- Objective: Each line from the line with "Convert this screenshot" to the line with "const [on, setOn] = useState(true)", inclusive, is to be repeated exactly; no other line and no picture belongs in the copy.

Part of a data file

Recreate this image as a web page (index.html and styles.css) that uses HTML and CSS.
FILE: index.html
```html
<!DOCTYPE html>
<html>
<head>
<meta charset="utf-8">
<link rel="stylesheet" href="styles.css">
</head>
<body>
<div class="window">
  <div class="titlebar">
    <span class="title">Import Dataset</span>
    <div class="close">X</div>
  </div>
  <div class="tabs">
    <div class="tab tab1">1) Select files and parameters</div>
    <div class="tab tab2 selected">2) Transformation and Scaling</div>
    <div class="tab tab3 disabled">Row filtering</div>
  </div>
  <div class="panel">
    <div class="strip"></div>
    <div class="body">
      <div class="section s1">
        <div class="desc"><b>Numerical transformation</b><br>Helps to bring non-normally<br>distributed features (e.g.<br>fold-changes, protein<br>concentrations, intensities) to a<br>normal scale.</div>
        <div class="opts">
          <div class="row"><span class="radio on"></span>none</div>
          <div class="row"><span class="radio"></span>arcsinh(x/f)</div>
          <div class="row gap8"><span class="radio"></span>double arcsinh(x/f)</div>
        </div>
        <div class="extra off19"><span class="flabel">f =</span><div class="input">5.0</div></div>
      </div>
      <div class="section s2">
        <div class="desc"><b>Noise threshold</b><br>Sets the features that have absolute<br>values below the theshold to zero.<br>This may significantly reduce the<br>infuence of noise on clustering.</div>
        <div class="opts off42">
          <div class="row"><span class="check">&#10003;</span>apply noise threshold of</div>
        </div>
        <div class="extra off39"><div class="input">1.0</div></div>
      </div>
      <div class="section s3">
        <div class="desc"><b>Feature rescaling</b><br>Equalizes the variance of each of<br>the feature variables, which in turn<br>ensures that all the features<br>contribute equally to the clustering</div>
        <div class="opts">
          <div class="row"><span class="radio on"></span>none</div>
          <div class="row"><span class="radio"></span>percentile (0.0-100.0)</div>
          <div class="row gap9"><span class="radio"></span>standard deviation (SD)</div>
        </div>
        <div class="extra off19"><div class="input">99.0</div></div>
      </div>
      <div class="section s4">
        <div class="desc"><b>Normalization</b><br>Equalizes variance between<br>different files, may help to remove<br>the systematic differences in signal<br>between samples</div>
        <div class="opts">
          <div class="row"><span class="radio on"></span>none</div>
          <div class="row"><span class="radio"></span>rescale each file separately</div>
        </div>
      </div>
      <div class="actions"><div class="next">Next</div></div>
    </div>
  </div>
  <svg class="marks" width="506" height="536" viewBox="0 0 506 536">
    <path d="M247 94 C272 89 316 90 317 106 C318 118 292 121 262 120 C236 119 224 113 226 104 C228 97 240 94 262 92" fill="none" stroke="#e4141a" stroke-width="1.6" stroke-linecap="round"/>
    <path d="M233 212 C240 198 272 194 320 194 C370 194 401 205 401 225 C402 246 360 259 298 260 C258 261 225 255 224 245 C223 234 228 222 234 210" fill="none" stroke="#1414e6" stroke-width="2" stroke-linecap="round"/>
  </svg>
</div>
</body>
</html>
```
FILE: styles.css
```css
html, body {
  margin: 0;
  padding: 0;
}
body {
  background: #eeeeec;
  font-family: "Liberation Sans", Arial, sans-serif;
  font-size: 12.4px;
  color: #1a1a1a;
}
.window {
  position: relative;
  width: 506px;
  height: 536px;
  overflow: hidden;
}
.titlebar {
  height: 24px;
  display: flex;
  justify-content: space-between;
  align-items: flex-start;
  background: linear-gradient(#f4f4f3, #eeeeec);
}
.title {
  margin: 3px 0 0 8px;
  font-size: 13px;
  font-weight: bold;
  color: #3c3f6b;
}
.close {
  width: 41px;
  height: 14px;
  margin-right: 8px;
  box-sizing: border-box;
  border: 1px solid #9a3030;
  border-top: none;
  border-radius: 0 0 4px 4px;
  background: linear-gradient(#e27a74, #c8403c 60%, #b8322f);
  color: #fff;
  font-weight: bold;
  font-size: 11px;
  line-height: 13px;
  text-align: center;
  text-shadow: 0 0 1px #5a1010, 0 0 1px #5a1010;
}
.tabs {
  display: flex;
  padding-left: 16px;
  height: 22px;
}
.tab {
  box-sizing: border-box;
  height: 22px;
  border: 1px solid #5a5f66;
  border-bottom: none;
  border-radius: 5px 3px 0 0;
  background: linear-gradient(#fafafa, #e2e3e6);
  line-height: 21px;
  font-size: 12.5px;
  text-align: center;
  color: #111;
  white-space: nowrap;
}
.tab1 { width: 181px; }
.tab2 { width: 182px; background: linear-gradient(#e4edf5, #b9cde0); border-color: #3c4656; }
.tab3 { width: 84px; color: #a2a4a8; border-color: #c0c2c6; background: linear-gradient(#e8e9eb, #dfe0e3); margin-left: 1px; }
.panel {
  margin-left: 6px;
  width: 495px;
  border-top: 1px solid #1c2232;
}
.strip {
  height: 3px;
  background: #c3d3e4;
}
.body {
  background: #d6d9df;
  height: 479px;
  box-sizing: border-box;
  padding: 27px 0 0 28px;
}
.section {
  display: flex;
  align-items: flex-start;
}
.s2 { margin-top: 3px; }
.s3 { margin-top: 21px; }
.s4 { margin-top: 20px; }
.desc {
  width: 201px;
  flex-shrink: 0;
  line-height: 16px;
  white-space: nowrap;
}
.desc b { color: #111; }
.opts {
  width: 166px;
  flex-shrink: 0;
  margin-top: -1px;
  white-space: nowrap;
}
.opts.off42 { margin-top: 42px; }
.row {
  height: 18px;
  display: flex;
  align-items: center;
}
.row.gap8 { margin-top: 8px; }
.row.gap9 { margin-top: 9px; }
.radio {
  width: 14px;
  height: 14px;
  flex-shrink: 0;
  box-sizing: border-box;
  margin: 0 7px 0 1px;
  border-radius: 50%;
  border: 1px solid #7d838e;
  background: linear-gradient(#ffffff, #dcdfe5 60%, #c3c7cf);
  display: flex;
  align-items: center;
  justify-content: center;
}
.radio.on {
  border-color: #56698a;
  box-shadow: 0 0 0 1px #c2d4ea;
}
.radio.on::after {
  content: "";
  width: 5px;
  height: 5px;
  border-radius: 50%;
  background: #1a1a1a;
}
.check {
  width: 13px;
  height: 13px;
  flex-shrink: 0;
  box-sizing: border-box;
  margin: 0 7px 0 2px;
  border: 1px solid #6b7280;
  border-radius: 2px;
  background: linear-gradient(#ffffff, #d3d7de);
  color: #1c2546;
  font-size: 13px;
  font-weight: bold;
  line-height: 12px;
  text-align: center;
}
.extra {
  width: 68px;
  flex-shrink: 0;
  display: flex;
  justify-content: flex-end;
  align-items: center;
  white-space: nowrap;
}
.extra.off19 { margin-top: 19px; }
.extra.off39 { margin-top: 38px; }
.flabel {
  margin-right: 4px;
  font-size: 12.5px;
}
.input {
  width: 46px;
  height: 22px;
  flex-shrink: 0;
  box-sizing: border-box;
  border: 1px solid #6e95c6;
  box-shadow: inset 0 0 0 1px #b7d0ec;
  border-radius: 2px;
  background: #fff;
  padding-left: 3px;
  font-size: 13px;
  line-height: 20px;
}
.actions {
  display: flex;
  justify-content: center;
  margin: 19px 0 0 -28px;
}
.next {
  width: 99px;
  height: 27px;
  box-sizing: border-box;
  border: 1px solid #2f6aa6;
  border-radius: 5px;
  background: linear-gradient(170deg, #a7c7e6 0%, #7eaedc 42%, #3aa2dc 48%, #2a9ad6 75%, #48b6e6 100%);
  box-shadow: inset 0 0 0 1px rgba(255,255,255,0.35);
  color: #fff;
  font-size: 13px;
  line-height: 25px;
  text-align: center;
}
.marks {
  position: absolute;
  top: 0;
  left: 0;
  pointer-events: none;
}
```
...
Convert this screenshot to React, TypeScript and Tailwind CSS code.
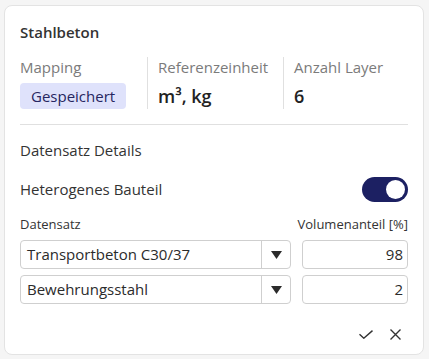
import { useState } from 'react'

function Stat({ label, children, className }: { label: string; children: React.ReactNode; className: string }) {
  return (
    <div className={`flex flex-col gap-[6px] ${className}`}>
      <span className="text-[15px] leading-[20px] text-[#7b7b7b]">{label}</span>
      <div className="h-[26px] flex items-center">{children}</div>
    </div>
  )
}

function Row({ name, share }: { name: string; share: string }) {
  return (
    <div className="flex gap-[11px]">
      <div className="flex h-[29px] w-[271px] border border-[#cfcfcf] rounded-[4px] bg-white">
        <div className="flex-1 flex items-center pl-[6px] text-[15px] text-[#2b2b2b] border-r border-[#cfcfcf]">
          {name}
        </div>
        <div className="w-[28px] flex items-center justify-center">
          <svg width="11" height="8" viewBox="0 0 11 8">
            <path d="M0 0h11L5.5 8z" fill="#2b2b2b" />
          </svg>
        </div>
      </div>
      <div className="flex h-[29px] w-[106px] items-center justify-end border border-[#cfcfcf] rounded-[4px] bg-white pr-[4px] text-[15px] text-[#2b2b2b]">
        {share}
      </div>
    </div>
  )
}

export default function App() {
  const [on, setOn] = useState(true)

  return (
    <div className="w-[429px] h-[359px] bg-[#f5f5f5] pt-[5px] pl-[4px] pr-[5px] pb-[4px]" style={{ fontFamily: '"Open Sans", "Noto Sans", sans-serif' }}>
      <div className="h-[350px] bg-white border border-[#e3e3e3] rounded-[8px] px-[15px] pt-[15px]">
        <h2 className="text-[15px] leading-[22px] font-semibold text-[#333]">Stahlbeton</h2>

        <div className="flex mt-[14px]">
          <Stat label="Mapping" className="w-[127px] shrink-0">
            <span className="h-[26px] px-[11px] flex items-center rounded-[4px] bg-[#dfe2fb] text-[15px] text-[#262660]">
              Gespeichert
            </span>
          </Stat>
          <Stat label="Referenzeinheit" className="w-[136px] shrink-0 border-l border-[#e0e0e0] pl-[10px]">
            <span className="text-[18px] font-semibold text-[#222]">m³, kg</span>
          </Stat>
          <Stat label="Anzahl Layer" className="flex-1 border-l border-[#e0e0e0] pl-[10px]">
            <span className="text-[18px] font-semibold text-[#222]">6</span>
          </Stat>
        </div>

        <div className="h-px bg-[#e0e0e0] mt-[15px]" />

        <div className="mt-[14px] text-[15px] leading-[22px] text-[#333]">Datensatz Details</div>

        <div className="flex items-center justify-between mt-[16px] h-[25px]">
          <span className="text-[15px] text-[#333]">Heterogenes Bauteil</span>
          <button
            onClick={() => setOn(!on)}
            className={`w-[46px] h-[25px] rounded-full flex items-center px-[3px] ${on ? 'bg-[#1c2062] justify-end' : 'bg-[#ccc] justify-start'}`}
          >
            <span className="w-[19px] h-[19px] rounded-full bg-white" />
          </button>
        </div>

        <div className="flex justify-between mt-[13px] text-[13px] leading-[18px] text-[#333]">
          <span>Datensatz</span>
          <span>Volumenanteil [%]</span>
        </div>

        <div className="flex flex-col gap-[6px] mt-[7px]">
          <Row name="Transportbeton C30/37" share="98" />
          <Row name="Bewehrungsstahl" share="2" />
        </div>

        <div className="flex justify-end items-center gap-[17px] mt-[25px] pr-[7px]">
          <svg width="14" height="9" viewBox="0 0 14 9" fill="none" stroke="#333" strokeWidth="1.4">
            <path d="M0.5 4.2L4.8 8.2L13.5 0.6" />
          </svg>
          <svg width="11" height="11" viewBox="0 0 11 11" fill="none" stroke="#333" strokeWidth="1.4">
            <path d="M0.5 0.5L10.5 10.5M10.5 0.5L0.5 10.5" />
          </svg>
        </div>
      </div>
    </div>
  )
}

- Response:
Convert this screenshot to React, TypeScript and Tailwind CSS code.
import { useState } from 'react'

function Stat({ label, children, className }: { label: string; children: React.ReactNode; className: string }) {
  return (
    <div className={`flex flex-col gap-[6px] ${className}`}>
      <span className="text-[15px] leading-[20px] text-[#7b7b7b]">{label}</span>
      <div className="h-[26px] flex items-center">{children}</div>
    </div>
  )
}

function Row({ name, share }: { name: string; share: string }) {
  return (
    <div className="flex gap-[11px]">
      <div className="flex h-[29px] w-[271px] border border-[#cfcfcf] rounded-[4px] bg-white">
        <div className="flex-1 flex items-center pl-[6px] text-[15px] text-[#2b2b2b] border-r border-[#cfcfcf]">
          {name}
        </div>
        <div className="w-[28px] flex items-center justify-center">
          <svg width="11" height="8" viewBox="0 0 11 8">
            <path d="M0 0h11L5.5 8z" fill="#2b2b2b" />
          </svg>
        </div>
      </div>
      <div className="flex h-[29px] w-[106px] items-center justify-end border border-[#cfcfcf] rounded-[4px] bg-white pr-[4px] text-[15px] text-[#2b2b2b]">
        {share}
      </div>
    </div>
  )
}

export default function App() {
  const [on, setOn] = useState(true)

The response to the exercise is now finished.